Net revenue: Net revenue measures the effectiveness of your campaign. As we often say, at the end of the day you can’t spend ROI, only net revenue. Whatever you have left at the end of a campaign to spend on your organizational mission is ultimately what matters.

Ok, so I tipped my hand. Yep, net revenue is the ultimate measure of success for a fundraising campaign. But it must be interpreted by the key indicators of ROI (efficiency) and the percentage of donors who respond (engagement).

Now, you may be thinking, “ROI is really the kingpin of the three.” Let me show why that’s not true.

First, I can artificially manipulate ROI. If I only sought support from my very best donors and never approached non-donors or one-time donors or occasional donors, I could by definition create a stronger ROI. But I would sacrifice net revenue… and the development of those more loosely affiliated donors.

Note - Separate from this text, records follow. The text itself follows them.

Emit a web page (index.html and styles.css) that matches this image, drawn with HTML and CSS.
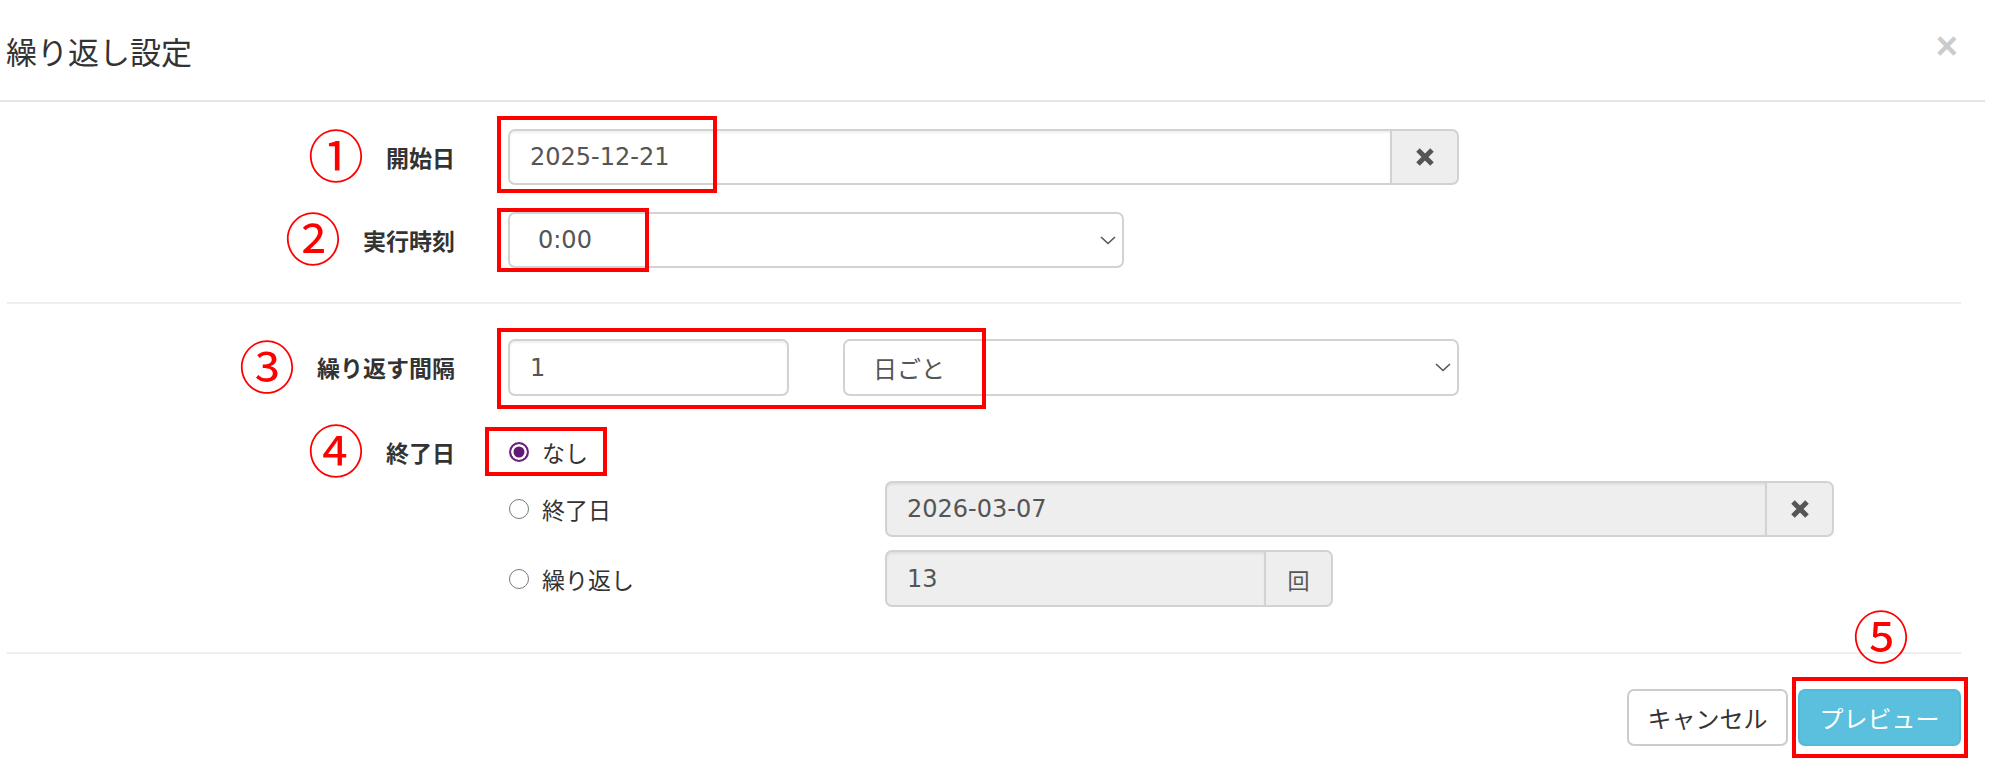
FILE: index.html
```html
<!DOCTYPE html>
<html lang="ja">
<head>
<meta charset="utf-8">
<title>繰り返し設定</title>
<link rel="stylesheet" href="styles.css">
</head>
<body>
<div class="modal">
  <div class="modal-header">
    <h4 class="modal-title">繰り返し設定</h4>
    <span class="close">×</span>
  </div>
  <div class="modal-body">
    <div class="form-row row-start">
      <div class="label-cell"><span class="mark">①</span><span class="label">開始日</span></div>
      <div class="field-cell">
        <div class="input-group w-start">
          <div class="form-control">2025-12-21</div>
          <span class="addon"><svg class="icon-x" viewBox="0 0 20 18" width="20" height="18"><path d="M3 2 L17 16 M17 2 L3 16" stroke="#555" stroke-width="5" fill="none"/></svg></span>
        </div>
        <span class="redbox rb1"></span>
      </div>
    </div>
    <div class="form-row row-time">
      <div class="label-cell"><span class="mark">②</span><span class="label">実行時刻</span></div>
      <div class="field-cell">
        <div class="form-control select w-time">
          <span>0:00</span>
          <svg class="chev" viewBox="0 0 16 9" width="16" height="9"><polyline points="1,1 8,7.5 15,1" stroke="#555" stroke-width="1.6" fill="none"/></svg>
        </div>
        <span class="redbox rb2"></span>
      </div>
    </div>
    <div class="divider"></div>
    <div class="form-row row-interval">
      <div class="label-cell"><span class="mark">③</span><span class="label">繰り返す間隔</span></div>
      <div class="field-cell interval">
        <div class="form-control w-num">1</div>
        <div class="form-control select w-unit">
          <span>日ごと</span>
          <svg class="chev" viewBox="0 0 16 9" width="16" height="9"><polyline points="1,1 8,7.5 15,1" stroke="#555" stroke-width="1.6" fill="none"/></svg>
        </div>
        <span class="redbox rb3"></span>
      </div>
    </div>
    <div class="form-row row-end">
      <div class="label-cell end-label"><span class="mark">④</span><span class="label">終了日</span></div>
      <div class="end-options">
        <div class="opt opt-none">
          <label class="radio-label"><span class="radio checked"></span><span>なし</span></label>
          <span class="redbox rb4"></span>
        </div>
        <div class="opt opt-date">
          <label class="radio-label"><span class="radio"></span><span>終了日</span></label>
          <div class="input-group w-enddate">
            <div class="form-control disabled">2026-03-07</div>
            <span class="addon"><svg class="icon-x" viewBox="0 0 20 18" width="20" height="18"><path d="M3 2 L17 16 M17 2 L3 16" stroke="#555" stroke-width="5" fill="none"/></svg></span>
          </div>
        </div>
        <div class="opt opt-count">
          <label class="radio-label"><span class="radio"></span><span>繰り返し</span></label>
          <div class="input-group w-count">
            <div class="form-control disabled">13</div>
            <span class="addon addon-text">回</span>
          </div>
        </div>
      </div>
    </div>
    <div class="divider divider-bottom"></div>
  </div>
  <div class="modal-footer">
    <button class="btn btn-default">キャンセル</button>
    <span class="btn-wrap">
      <button class="btn btn-info">プレビュー</button>
      <span class="redbox rb5"></span>
      <span class="mark mark5">⑤</span>
    </span>
  </div>
</div>
</body>
</html>
```
FILE: styles.css
```css
html, body {
  margin: 0;
  padding: 0;
  background: #fff;
}
body {
  font-family: "DejaVu Sans", "Noto Sans CJK JP", sans-serif;
  font-size: 24px;
  color: #333;
}
.modal {
  width: 1985px;
  height: 773px;
  overflow: hidden;
}
.modal-header {
  height: 100px;
  border-bottom: 2px solid #e5e5e5;
  display: flex;
  align-items: center;
  justify-content: space-between;
  padding-left: 6px;
}
.modal-title {
  margin: 0;
  font-family: "Noto Sans CJK JP", sans-serif;
  font-weight: normal;
  font-size: 31px;
  line-height: 1;
  color: #333;
}
.close {
  font-family: "Liberation Sans", sans-serif;
  font-weight: bold;
  font-size: 38px;
  line-height: 1;
  color: #cbcbcb;
  margin-right: 27px;
  margin-bottom: 8px;
}
.modal-body {
  padding: 0 24px 0 7px;
}
.form-row {
  display: flex;
  column-gap: 53px;
}
.label-cell {
  width: 448px;
  flex: none;
  display: flex;
  justify-content: flex-end;
  align-items: center;
  column-gap: 22px;
}
.label {
  font-family: "Noto Sans CJK JP", sans-serif;
  font-weight: bold;
  font-size: 23px;
  line-height: 1;
  color: #333;
}
.mark {
  font-family: "Noto Sans CJK JP", sans-serif;
  font-size: 56px;
  line-height: 52px;
  height: 52px;
  color: #ff0000;
  margin-bottom: 8px;
}
.field-cell {
  position: relative;
  display: flex;
}
.row-start {
  margin-top: 27px;
  height: 56px;
}
.row-time {
  margin-top: 27px;
  height: 56px;
}
.divider {
  height: 2px;
  background: #eee;
  margin-top: 34px;
}
.row-interval {
  margin-top: 35px;
  height: 57px;
}
.interval {
  column-gap: 54px;
}
.form-control {
  box-sizing: border-box;
  height: 100%;
  border: 2px solid #d2d2d2;
  border-radius: 7px;
  background: #fff;
  box-shadow: inset 0 2px 2px rgba(0, 0, 0, 0.06);
  padding: 0 20px;
  display: flex;
  align-items: center;
  color: #555;
  font-size: 24px;
}
.select {
  justify-content: space-between;
  padding: 0 6px 0 28px;
  box-shadow: none;
}
.input-group {
  display: flex;
  height: 100%;
}
.input-group .form-control {
  flex: 1;
  border-top-right-radius: 0;
  border-bottom-right-radius: 0;
}
.addon {
  box-sizing: border-box;
  width: 67px;
  flex: none;
  border: 2px solid #d2d2d2;
  border-left: 0;
  border-radius: 0 7px 7px 0;
  background: #eee;
  display: flex;
  align-items: center;
  justify-content: center;
  color: #555;
}
.addon-text {
  font-family: "Noto Sans CJK JP", sans-serif;
  font-size: 22px;
}
.w-start { width: 951px; }
.w-time { width: 616px; }
.w-num { width: 281px; }
.w-unit { width: 616px; }
.w-enddate { width: 949px; height: 56px; }
.w-count { width: 448px; height: 57px; }
.disabled {
  background: #eee;
}
.redbox {
  position: absolute;
  box-sizing: border-box;
  border: 4px solid #ff0000;
}
.rb1 { left: -11px; top: -13px; width: 220px; height: 77px; }
.rb2 { left: -11px; top: -4px; width: 152px; height: 64px; }
.rb3 { left: -11px; top: -11px; width: 489px; height: 81px; }
.rb4 { left: -23px; top: -1px; width: 122px; height: 49px; }
.rb5 { left: -6px; top: -12px; width: 176px; height: 81px; }
.row-end {
  margin-top: 0;
}
.end-label {
  height: 48px;
  margin-top: 32px;
}
.end-options {
  display: flex;
  flex-direction: column;
}
.opt {
  position: relative;
  display: flex;
  align-items: center;
}
.opt-none {
  margin-top: 32px;
  height: 48px;
}
.opt-date {
  margin-top: 5px;
  height: 56px;
}
.opt-count {
  margin-top: 13px;
  height: 57px;
}
.radio-label {
  width: 377px;
  flex: none;
  display: flex;
  align-items: center;
  column-gap: 13px;
  font-family: "Noto Sans CJK JP", sans-serif;
  font-size: 23px;
  color: #333;
}
.radio {
  box-sizing: border-box;
  width: 20px;
  height: 20px;
  margin-left: 1px;
  border-radius: 50%;
  border: 1.5px solid #7a7a7a;
  background: #fff;
}
.radio.checked {
  border: 2px solid #6b1f7f;
  background: #5f1a73;
  box-shadow: inset 0 0 0 2.5px #fff;
}
.divider-bottom {
  margin-top: 45px;
}
.modal-footer {
  display: flex;
  justify-content: flex-end;
  column-gap: 10px;
  padding-right: 24px;
  margin-top: 35px;
}
.btn {
  box-sizing: border-box;
  height: 57px;
  border: 2px solid #ccc;
  border-radius: 7px;
  font-family: "Noto Sans CJK JP", sans-serif;
  font-size: 24px;
  padding: 0;
  display: flex;
  align-items: center;
  justify-content: center;
}
.btn-default {
  width: 161px;
  background: #fff;
  color: #333;
}
.btn-info {
  width: 163px;
  background: #5bc0de;
  border-color: #52bbdc;
  color: #fff;
}
.btn-wrap {
  position: relative;
  display: flex;
}
.mark5 {
  position: absolute;
  left: 55px;
  top: -81px;
  margin: 0;
}
```
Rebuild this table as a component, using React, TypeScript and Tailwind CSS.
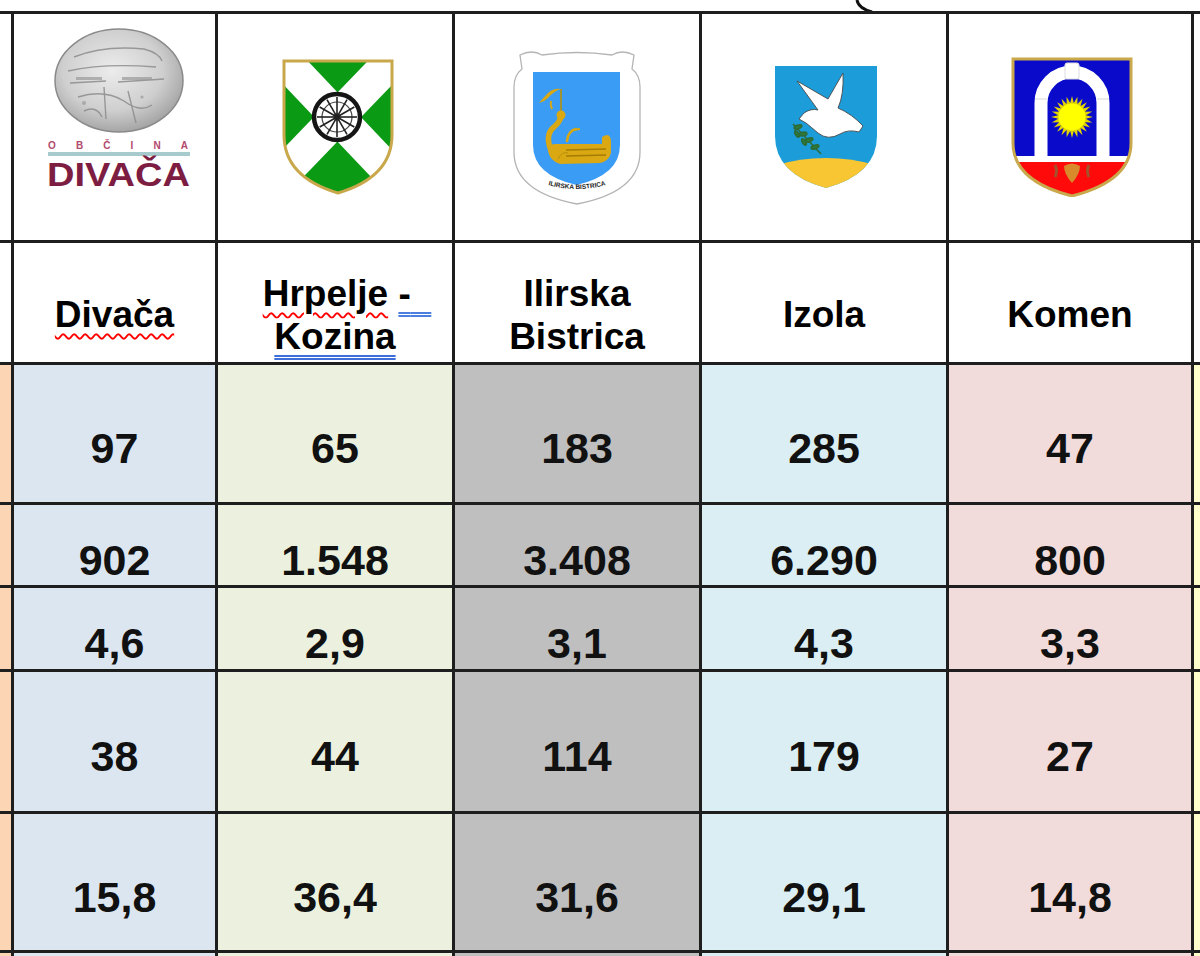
import React from "react";

const DivacaLogo = () => (
  <svg width="150" height="170" viewBox="0 0 150 170" className="mb-[30px] ml-[8px]">
    <defs>
      <radialGradient id="dg" cx="0.45" cy="0.4" r="0.65">
        <stop offset="0" stopColor="#ececec" />
        <stop offset="0.6" stopColor="#cfcfcf" />
        <stop offset="1" stopColor="#9c9c9c" />
      </radialGradient>
    </defs>
    <ellipse cx="75" cy="53.5" rx="64" ry="51.5" fill="url(#dg)" stroke="#8a8a8a" strokeWidth="1.5" />
    <g stroke="#8d8d8d" fill="none" strokeWidth="1.4" opacity="0.85">
      <path d="M30 30 Q60 18 100 22 Q115 26 118 34" />
      <path d="M24 44 Q60 36 112 40" />
      <path d="M26 56 L62 54 M74 55 L120 52" />
      <path d="M34 70 Q60 62 80 74 Q96 86 108 78" />
      <path d="M60 60 L62 92 M84 64 L92 96" />
      <path d="M40 84 Q52 78 58 90" />
    </g>
    <g fill="#9a9a9a" opacity="0.7">
      <rect x="32" y="50" width="26" height="3" />
      <rect x="78" y="50" width="30" height="3" />
      <circle cx="40" cy="76" r="2" />
      <circle cx="98" cy="70" r="1.6" />
    </g>
    <text x="4" y="122" fontSize="10" fill="#b24a6d" textLength="140" lengthAdjust="spacing" fontFamily="Liberation Sans, Arial, sans-serif" fontWeight="700">
      OBČINA
    </text>
    <rect x="4" y="125" width="142" height="4" fill="#a7cacd" />
    <text x="3" y="159" fontSize="33" fontWeight="700" fill="#7d1d42" textLength="143" lengthAdjust="spacingAndGlyphs" fontFamily="Liberation Sans, Arial, sans-serif">
      DIVAČA
    </text>
  </svg>
);

const HrpeljeShield = () => {
  const spokes = Array.from({ length: 12 }, (_, i) => {
    const a = (i * Math.PI * 2) / 12;
    return (
      <line key={i} x1={55 + 3 * Math.cos(a)} y1={58 + 3 * Math.sin(a)} x2={55 + 20 * Math.cos(a)} y2={58 + 20 * Math.sin(a)} stroke="#222" strokeWidth="1.6" />
    );
  });
  return (
    <svg width="112" height="136" viewBox="0 0 112 136" className="ml-[6px]">
      <defs>
        <clipPath id="hc">
          <path d="M2 2 H110 V76 Q110 118 56 134 Q2 118 2 76 Z" />
        </clipPath>
      </defs>
      <g clipPath="url(#hc)">
        <rect x="0" y="0" width="112" height="136" fill="#0a9a14" />
        <line x1="-10" y1="-11" x2="122" y2="128" stroke="#ffffff" strokeWidth="34" />
        <line x1="122" y1="-11" x2="-12" y2="128" stroke="#ffffff" strokeWidth="34" />
      </g>
      <path d="M2 2 H110 V76 Q110 118 56 134 Q2 118 2 76 Z" fill="none" stroke="#c9a84b" strokeWidth="3" />
      <circle cx="55" cy="58" r="23" fill="#fff" stroke="#151515" strokeWidth="4.5" />
      <circle cx="55" cy="58" r="15" fill="none" stroke="#444" strokeWidth="1.2" />
      {spokes}
      <circle cx="55" cy="58" r="3.4" fill="#222" />
    </svg>
  );
};

const IlirskaShield = () => (
  <svg width="134" height="160" viewBox="0 0 134 160">
    <path
      d="M10 8 Q22 2 32 8 Q67 3 102 8 Q112 2 124 8 L122 22 Q130 28 130 40 L130 105 Q130 145 67 157 Q4 145 4 105 L4 40 Q4 28 12 22 Z"
      fill="#fff"
      stroke="#b4b4b4"
      strokeWidth="1.3"
    />
    <path d="M23 25 H110 V98 Q110 128 66.5 138 Q23 128 23 98 Z" fill="#3a9cf5" />
    <path d="M51 42 L51 68" stroke="#b8900a" strokeWidth="1.6" />
    <path d="M51 42 Q44 44 38 51 Q34 55 29 56 Q34 50 38 46 Q44 41 51 42 Z" fill="#d9a812" />
    <path d="M41 54 Q40 58 42 62" stroke="#d9a812" strokeWidth="2" fill="none" />
    <path d="M42 106 Q34 88 44 80 Q51 74 51 68" stroke="#d9a812" strokeWidth="5.5" fill="none" strokeLinecap="round" />
    <circle cx="51" cy="68" r="4.5" fill="#d9a812" />
    <path d="M57 94 Q58 84 66 82" stroke="#d9a812" strokeWidth="2.6" fill="none" strokeLinecap="round" />
    <path d="M62 83 L70 82" stroke="#d9a812" strokeWidth="2" />
    <path d="M92 90 Q101 84 101 96 L101 106 Q99 114 90 116 L50 117 Q40 114 38 104 Q38 97 45 97 L92 97 Z" fill="#d9a812" />
    <path d="M56 103 L96 102 M56 109 L96 108" stroke="#a57d05" strokeWidth="1.4" />
    <path d="M48 112 Q52 104 58 106" stroke="#b8900a" strokeWidth="1" fill="none" />
    <defs>
      <path id="ibarc" d="M26 134 Q67 150 108 134" />
    </defs>
    <text fontSize="6.5" fontWeight="700" fill="#222" fontFamily="Liberation Sans, Arial, sans-serif">
      <textPath href="#ibarc" startOffset="50%" textAnchor="middle">
        ILIRSKA BISTRICA
      </textPath>
    </text>
  </svg>
);

const IzolaShield = () => (
  <svg width="106" height="126" viewBox="0 0 106 126" className="ml-[4px]">
    <defs>
      <clipPath id="ic">
        <path d="M2 2 H104 V72 Q104 110 53 124 Q2 110 2 72 Z" />
      </clipPath>
    </defs>
    <g clipPath="url(#ic)">
      <rect x="0" y="0" width="106" height="126" fill="#1c9dd9" />
      <path d="M0 102 Q53 86 106 102 V126 H0 Z" fill="#f8c632" />
    </g>
    <g stroke="#2c6a36" strokeWidth="1.6" fill="#2f7a3a">
      <path d="M20 60 L48 90" fill="none" />
      <ellipse cx="25" cy="63" rx="4" ry="1.8" transform="rotate(-20 25 63)" />
      <ellipse cx="30" cy="70" rx="4" ry="1.8" transform="rotate(-10 30 70)" />
      <ellipse cx="24" cy="70" rx="3.5" ry="1.6" transform="rotate(60 24 70)" />
      <ellipse cx="36" cy="76" rx="4" ry="1.8" transform="rotate(-20 36 76)" />
      <ellipse cx="31" cy="78" rx="3.5" ry="1.6" transform="rotate(60 31 78)" />
      <ellipse cx="42" cy="83" rx="4" ry="1.8" transform="rotate(-20 42 83)" />
    </g>
    <path
      d="M26 55 L31 49 Q38 44 45 46 L24 17 L55 35 L70 9 Q71 31 65 44 Q79 50 90 62 L86 68 Q75 65 67 70 Q55 77 45 69 Q38 63 33 59 Z"
      fill="#ffffff"
      stroke="#4a4a4a"
      strokeWidth="0.9"
      strokeLinejoin="round"
    />
  </svg>
);

const KomenShield = () => {
  const pts: string[] = [];
  for (let i = 0; i < 48; i++) {
    const a = (i * Math.PI * 2) / 48;
    const r = i % 2 === 0 ? 21 : 14;
    pts.push(`${61 + r * Math.cos(a)},${60 + r * Math.sin(a)}`);
  }
  return (
    <svg width="122" height="140" viewBox="0 0 122 140" className="ml-[4px]">
      <defs>
        <clipPath id="kc">
          <path d="M2 2 H120 V86 Q120 124 61 139 Q2 124 2 86 Z" />
        </clipPath>
      </defs>
      <g clipPath="url(#kc)">
        <rect x="0" y="0" width="122" height="140" fill="#0a0acb" />
        <rect x="0" y="99" width="122" height="6" fill="#ffffff" />
        <rect x="0" y="105" width="122" height="40" fill="#ff0a0a" />
      </g>
      <path d="M30 100 V46 A31 31 0 0 1 92 46 V100" stroke="#ffffff" strokeWidth="13" fill="none" />
      <rect x="54" y="6" width="14" height="16" rx="2" fill="#ffffff" stroke="#dcdcdc" strokeWidth="1" />
      <path d="M24 42 H36 M86 42 H98" stroke="#d8d8d8" strokeWidth="1.2" />
      <polygon points={pts.join(" ")} fill="#e0d400" />
      <circle cx="61" cy="60" r="13.5" fill="#ffff00" />
      <path d="M53 109 Q61 104 69 109 Q69 117 61 126 Q53 117 53 109 Z" fill="#d98a2a" />
      <path d="M44 108 Q47 114 44 120 M78 108 Q75 114 78 120" stroke="#a5522c" strokeWidth="3" fill="none" />
      <path d="M2 2 H120 V86 Q120 124 61 139 Q2 124 2 86 Z" fill="none" stroke="#c9a94c" strokeWidth="3" />
    </svg>
  );
};

const colBg = ["bg-[#fcd5b4]", "bg-[#dce6f1]", "bg-[#ebf1de]", "bg-[#bfbfbf]", "bg-[#daeef3]", "bg-[#f2dcdb]", "bg-[#ffffcc]"];

const rows: string[][] = [
  ["97", "65", "183", "285", "47"],
  ["902", "1.548", "3.408", "6.290", "800"],
  ["4,6", "2,9", "3,1", "4,3", "3,3"],
  ["38", "44", "114", "179", "27"],
  ["15,8", "36,4", "31,6", "29,1", "14,8"],
  ["", "", "", "", ""],
];

export default function App() {
  const logos = [<DivacaLogo key="d" />, <HrpeljeShield key="h" />, <IlirskaShield key="i" />, <IzolaShield key="z" />, <KomenShield key="k" />];
  const nameCls = "text-[37px] font-bold leading-[43px] text-black";
  const names = [
    <span key="n1" className={nameCls}>
      <span className="underline decoration-wavy decoration-[#f00] decoration-2 underline-offset-[6px]">Divača</span>
    </span>,
    <span key="n2" className={nameCls}>
      <span className="ml-[24px]">
        <span className="underline decoration-wavy decoration-[#f00] decoration-2 underline-offset-[6px]">Hrpelje</span>{" "}
        <span className="underline decoration-double decoration-[#4a7fe0] decoration-2 underline-offset-[6px]">-{"\u00a0\u00a0"}</span>
      </span>
      <br />
      <span className="underline decoration-double decoration-[#3d6fdb] decoration-2 underline-offset-[6px]">Kozina</span>
    </span>,
    <span key="n3" className={nameCls}>
      Ilirska
      <br />
      Bistrica
    </span>,
    <span key="n4" className={nameCls}>Izola</span>,
    <span key="n5" className={nameCls}>Komen</span>,
  ];

  return (
    <div className="h-[956px] w-[1200px] overflow-hidden bg-white font-['Liberation_Sans',Arial,sans-serif]">
      <div className="h-[11px] bg-white">
        <svg width="24" height="11" viewBox="0 0 24 11" className="ml-[852px]">
          <path d="M5 0 Q6 8 20 12" stroke="#111" strokeWidth="3" fill="none" />
        </svg>
      </div>
      <div className="grid grid-cols-[11px_201px_234px_244px_244px_242px_1fr] grid-rows-[226px_119px_137px_80px_81px_139px_136px_40px] gap-[3px] bg-[#1e1e1e] pt-[3px]">
        <div className="bg-white" />
        {logos.map((l, i) => (
          <div key={i} className="flex items-center justify-center bg-white">
            {l}
          </div>
        ))}
        <div className="bg-white" />

        <div className="bg-white" />
        {names.map((n, i) => (
          <div key={i} className="flex items-center justify-center bg-white pt-[24px] text-center">
            {n}
          </div>
        ))}
        <div className="bg-white" />

        {rows.map((r, ri) => (
          <React.Fragment key={ri}>
            <div className={colBg[0]} />
            {r.map((v, ci) => (
              <div key={ci} className={`flex items-center justify-center pt-[30px] text-[43px] font-bold text-[#111] ${colBg[ci + 1]}`}>
                {v}
              </div>
            ))}
            <div className={colBg[6]} />
          </React.Fragment>
        ))}
      </div>
    </div>
  );
}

Which brings me to my second reason ROI isn’t the right measurement of success. Let’s say I could spend $25,000 to generate $100,000. That’s a 4/1 ROI with net revenue of $75,000. But let’s say I could have spent $40,000 on that same campaign to drive $135,000 in revenue. That’s an ROI of 3.38/1, but net revenue of $95,000.

 ROINet Revenue
Campaign 1:4/1$75,000
Campaign 2:3.38/1$95,000

The first was more efficient, but not as effective. Where the second was less efficient but more effective. So which would you rather have? A higher ROI or more cash in the bank?